Apr 072016
 

Today we got an email from our Internet provider that we seem to attack an IP address within the provider’s network. Seemed to attack port 53. They ask us to check for viruses etc. The provider is Japanese, so the email was naturally Japanese too. Did not make it easier to understand for me.

Everyone knows, port 53 is DNS. Why would we or a virus try to connect port 53 on a non-server?

I checked all computers (the Windows machines was a natural first suspect), but all was clean. And then it dawned me: DNS Amplification attack! Using our router.
A quick check on the router showed more activity than normal, so it was confirmed that the router is the culprit.
The NAT connection table then promptly showed about 2000 connections with more and more being created while old ones were closed due to inactivity.

How to fix this? Disable remote DNS requests! Except remote is anything non-local to the router which also disabled the internal network from using DNS as all machines in our LAN use our router as DNS server (resp. relay).

The next attempt was better: set up the firewall to drop incoming DNS requests which come from the ppp interfaces.
Now I got about 50 active connections again (that’s normal), no odd DNS requests, and fw-dns-amp about 500 packets per second are being dropped. That accumulates quite fast. 280k packets dropped while writing this article.

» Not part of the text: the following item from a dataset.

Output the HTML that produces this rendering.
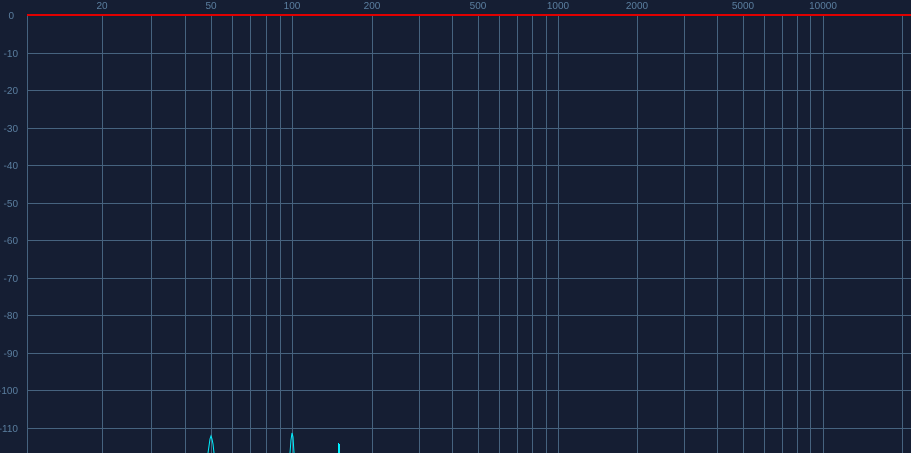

The magic fix looks like this:

/ip firewall filter add chain=input action=drop protocol=udp in-interface=all-ppp dst-port=53 log=yes log-prefix=Ext-Incoming-DNS

That was interesting. Relatively easy to defeat. I’m surprised this is not configured by default, but then, I have a rather non-user-oriented router where it’s expected that the admin knows what he’s doing…
I’ll have to look a bit more into security of the router in regards to DoS attacks and logging and notifications for unusual traffic.